# What is expected
Repeat everything in the material exactly.

*** Data section ***

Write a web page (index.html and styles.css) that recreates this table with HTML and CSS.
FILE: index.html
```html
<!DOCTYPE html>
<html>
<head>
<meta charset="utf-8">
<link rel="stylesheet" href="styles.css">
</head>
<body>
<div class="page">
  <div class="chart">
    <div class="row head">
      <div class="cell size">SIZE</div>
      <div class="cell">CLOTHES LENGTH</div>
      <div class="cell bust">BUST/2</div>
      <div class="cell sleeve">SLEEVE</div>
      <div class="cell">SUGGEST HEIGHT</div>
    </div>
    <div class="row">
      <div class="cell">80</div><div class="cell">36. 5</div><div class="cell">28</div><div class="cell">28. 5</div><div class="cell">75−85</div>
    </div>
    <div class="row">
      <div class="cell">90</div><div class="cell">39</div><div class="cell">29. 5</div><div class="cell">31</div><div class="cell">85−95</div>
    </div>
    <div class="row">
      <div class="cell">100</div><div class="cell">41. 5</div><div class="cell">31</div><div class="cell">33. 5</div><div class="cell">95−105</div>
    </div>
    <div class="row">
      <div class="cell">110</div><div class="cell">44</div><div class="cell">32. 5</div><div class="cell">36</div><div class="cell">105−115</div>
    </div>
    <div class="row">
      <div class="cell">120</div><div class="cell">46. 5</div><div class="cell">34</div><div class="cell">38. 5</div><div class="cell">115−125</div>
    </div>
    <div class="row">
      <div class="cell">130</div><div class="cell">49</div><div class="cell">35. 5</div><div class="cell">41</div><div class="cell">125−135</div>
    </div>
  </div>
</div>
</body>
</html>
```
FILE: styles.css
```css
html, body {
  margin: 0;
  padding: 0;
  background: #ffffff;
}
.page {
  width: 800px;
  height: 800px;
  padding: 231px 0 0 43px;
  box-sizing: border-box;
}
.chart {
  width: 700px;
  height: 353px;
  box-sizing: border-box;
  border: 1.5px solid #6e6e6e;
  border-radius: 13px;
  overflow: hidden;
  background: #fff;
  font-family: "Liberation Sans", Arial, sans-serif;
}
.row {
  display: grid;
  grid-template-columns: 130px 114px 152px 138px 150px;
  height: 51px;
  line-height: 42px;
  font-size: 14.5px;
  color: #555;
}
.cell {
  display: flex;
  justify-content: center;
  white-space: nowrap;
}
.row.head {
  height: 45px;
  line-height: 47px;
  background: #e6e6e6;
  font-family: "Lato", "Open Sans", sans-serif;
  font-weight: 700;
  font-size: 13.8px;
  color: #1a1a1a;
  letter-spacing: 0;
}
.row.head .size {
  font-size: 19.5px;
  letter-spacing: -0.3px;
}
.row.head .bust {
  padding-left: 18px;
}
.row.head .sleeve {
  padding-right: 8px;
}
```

***

# Exercise solution
Write a web page (index.html and styles.css) that recreates this table with HTML and CSS.
FILE: index.html
```html
<!DOCTYPE html>
<html>
<head>
<meta charset="utf-8">
<link rel="stylesheet" href="styles.css">
</head>
<body>
<div class="page">
  <div class="chart">
    <div class="row head">
      <div class="cell size">SIZE</div>
      <div class="cell">CLOTHES LENGTH</div>
      <div class="cell bust">BUST/2</div>
      <div class="cell sleeve">SLEEVE</div>
      <div class="cell">SUGGEST HEIGHT</div>
    </div>
    <div class="row">
      <div class="cell">80</div><div class="cell">36. 5</div><div class="cell">28</div><div class="cell">28. 5</div><div class="cell">75−85</div>
    </div>
    <div class="row">
      <div class="cell">90</div><div class="cell">39</div><div class="cell">29. 5</div><div class="cell">31</div><div class="cell">85−95</div>
    </div>
    <div class="row">
      <div class="cell">100</div><div class="cell">41. 5</div><div class="cell">31</div><div class="cell">33. 5</div><div class="cell">95−105</div>
    </div>
    <div class="row">
      <div class="cell">110</div><div class="cell">44</div><div class="cell">32. 5</div><div class="cell">36</div><div class="cell">105−115</div>
    </div>
    <div class="row">
      <div class="cell">120</div><div class="cell">46. 5</div><div class="cell">34</div><div class="cell">38. 5</div><div class="cell">115−125</div>
    </div>
    <div class="row">
      <div class="cell">130</div><div class="cell">49</div><div class="cell">35. 5</div><div class="cell">41</div><div class="cell">125−135</div>
    </div>
  </div>
</div>
</body>
</html>
```
FILE: styles.css
```css
html, body {
  margin: 0;
  padding: 0;
  background: #ffffff;
}
.page {
  width: 800px;
  height: 800px;
  padding: 231px 0 0 43px;
  box-sizing: border-box;
}
.chart {
  width: 700px;
  height: 353px;
  box-sizing: border-box;
  border: 1.5px solid #6e6e6e;
  border-radius: 13px;
  overflow: hidden;
  background: #fff;
  font-family: "Liberation Sans", Arial, sans-serif;
}
.row {
  display: grid;
  grid-template-columns: 130px 114px 152px 138px 150px;
  height: 51px;
  line-height: 42px;
  font-size: 14.5px;
  color: #555;
}
.cell {
  display: flex;
  justify-content: center;
  white-space: nowrap;
}
.row.head {
  height: 45px;
  line-height: 47px;
  background: #e6e6e6;
  font-family: "Lato", "Open Sans", sans-serif;
  font-weight: 700;
  font-size: 13.8px;
  color: #1a1a1a;
  letter-spacing: 0;
}
.row.head .size {
  font-size: 19.5px;
  letter-spacing: -0.3px;
}
.row.head .bust {
  padding-left: 18px;
}
.row.head .sleeve {
  padding-right: 8px;
}
```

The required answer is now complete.